The violation of defence procurement procedure by Modi’s Rafale deal puts the clock back to the “good old days”, when defence contracts were mired in corruption and controversies. To rectify this arbitrary and often completely opaque set of procedures, successive governments had worked out a detailed Defence Procurement Procedure (DPP). This DPP would rely on requirements being worked out by the defence ministry and the armed forces, open tender being floated, and a detailed procedure for testing, evaluation and finalising prices, off-set partners, etc. The Inter Governmental route was thought to be an exception, only to be followed if the armed forces and defence ministry had an urgent need for such a procurement.
The Modi government aborted the Rafale deal, which was in its final stage -- with complete transfer of technology, scope of work and prices. It chose instead the Inter Governmental procurement route. Suvarna Raju, the former chairman of HAL, has said that Dassault and HAL negotiations had been finalised and was pending with the ministry when the deal was scrapped. The air force got far fewer planes than it needed; and the country is paying a much higher price – the “guesstimated” amounts varying from 60 per cent higher price to three times; and there is no transfer of technology for buying these sophisticated aircrafts. The only beneficiary is the debt-ridden Anil Ambani business house, which stands to gain about Rs 21,000 crore from offsets.

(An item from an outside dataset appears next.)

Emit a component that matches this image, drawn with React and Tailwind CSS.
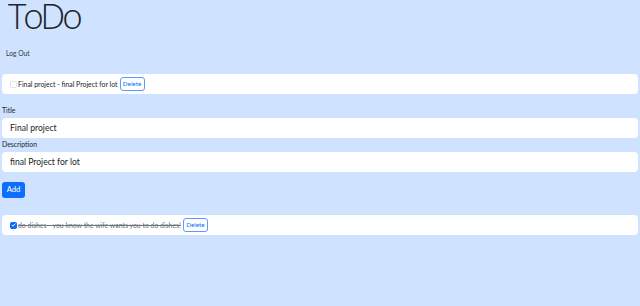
import React, { useState } from 'react';

const font = { fontFamily: 'Lato, "Noto Sans", sans-serif' };

const Check = ({ checked, onChange }) => (
  <button
    type="button"
    onClick={onChange}
    className={`flex items-center justify-center w-[7px] h-[7px] rounded-[1.5px] border shrink-0 ${
      checked ? 'bg-[#0d6efd] border-[#0d6efd]' : 'bg-white border-[#dee2e6]'
    }`}
  >
    {checked && (
      <svg viewBox="0 0 16 16" className="w-[6px] h-[6px]" fill="none" stroke="white" strokeWidth="3" strokeLinecap="round" strokeLinejoin="round">
        <path d="M3 8.5l3.2 3.2L13 4.5" />
      </svg>
    )}
  </button>
);

const TodoRow = ({ todo, onToggle, onDelete }) => (
  <div className="flex items-center bg-white rounded-[4px] h-[20px] px-[8px]">
    <Check checked={todo.done} onChange={onToggle} />
    <span
      className={`ml-[1px] text-[6.9px] ${
        todo.done ? 'line-through text-[#6c757d]' : 'text-[#212529]'
      }`}
    >
      {todo.title} - {todo.description}
    </span>
    <button
      onClick={onDelete}
      className="ml-[2px] h-[14px] w-[25px] text-[6.3px] leading-none text-[#0d6efd] border border-[#5b9bfd] rounded-[3px] bg-white"
    >
      Delete
    </button>
  </div>
);

export default function App() {
  const [todos, setTodos] = useState([
    { id: 1, title: 'Final project', description: 'final Project for lot', done: false },
  ]);
  const [done, setDone] = useState([
    {
      id: 2,
      title: 'do dishes',
      description: 'you know the wife wants you to do dishes!',
      done: true,
    },
  ]);
  const [title, setTitle] = useState('Final project');
  const [description, setDescription] = useState('final Project for lot');

  return (
    <div className="min-h-[306px] w-full bg-[#cfe2ff] px-[2px] text-[#212529]" style={font}>
      <h1
        className="pl-[6px] text-[35px] font-light leading-[32px] h-[38px] tracking-[-0.09em]"
        style={{ fontFamily: '"Open Sans", sans-serif' }}
      >
        ToDo
      </h1>
      <button className="ml-[4px] mt-[3px] h-[14px] text-[6.7px] text-[#343a40]">Log Out</button>

      <div className="mt-[12px] flex flex-col gap-[2px]">
        {todos.map((t) => (
          <TodoRow
            key={t.id}
            todo={t}
            onToggle={() => setTodos(todos.map((x) => (x.id === t.id ? { ...x, done: !x.done } : x)))}
            onDelete={() => setTodos(todos.filter((x) => x.id !== t.id))}
          />
        ))}
      </div>

      <form className="mt-[8px]" onSubmit={(e) => e.preventDefault()}>
        <label className="block text-[6.9px] leading-[17px] h-[16px]">Title</label>
        <input
          value={title}
          onChange={(e) => setTitle(e.target.value)}
          className="block w-full h-[20px] rounded-[4px] bg-white px-[8px] text-[8.6px] outline-none"
        />
        <label className="block text-[6.9px] leading-[13px] h-[14px]">Description</label>
        <input
          value={description}
          onChange={(e) => setDescription(e.target.value)}
          className="block w-full h-[20px] rounded-[4px] bg-white px-[8px] text-[8.6px] outline-none"
        />
        <button className="mt-[10px] h-[16px] w-[23px] rounded-[3px] bg-[#0d6efd] text-white text-[7.7px] leading-none">
          Add
        </button>
      </form>

      <div className="mt-[17px] flex flex-col gap-[2px]">
        {done.map((t) => (
          <TodoRow
            key={t.id}
            todo={t}
            onToggle={() => setDone(done.map((x) => (x.id === t.id ? { ...x, done: !x.done } : x)))}
            onDelete={() => setDone(done.filter((x) => x.id !== t.id))}
          />
        ))}
      </div>
    </div>
  );
}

The court needs to take stock of its misunderstanding of the submissions in the sealed cover, allow its contents apart from the price to become public, and treat the government’s petition to “correct” its judgement as a revision petition; and allow the petitioners to be heard. Anything else would be only compounding its earlier mistake.
In any case, the court has a limited role in policy issues. The larger issue is a political one. The CPI(M) will follow a political route to bring out all the facts of the Rafale deal for the people. The CPI(M) and other parties are demanding a joint parliamentary committee to examine the Rafale deal. The CAG needs to furnish its report on the Rafale deal for the consideration of the parliament and its Public Accounts Committee.
Finally, it is the bar of public opinion, not the courts, that will decide this case, as it did on Bofors.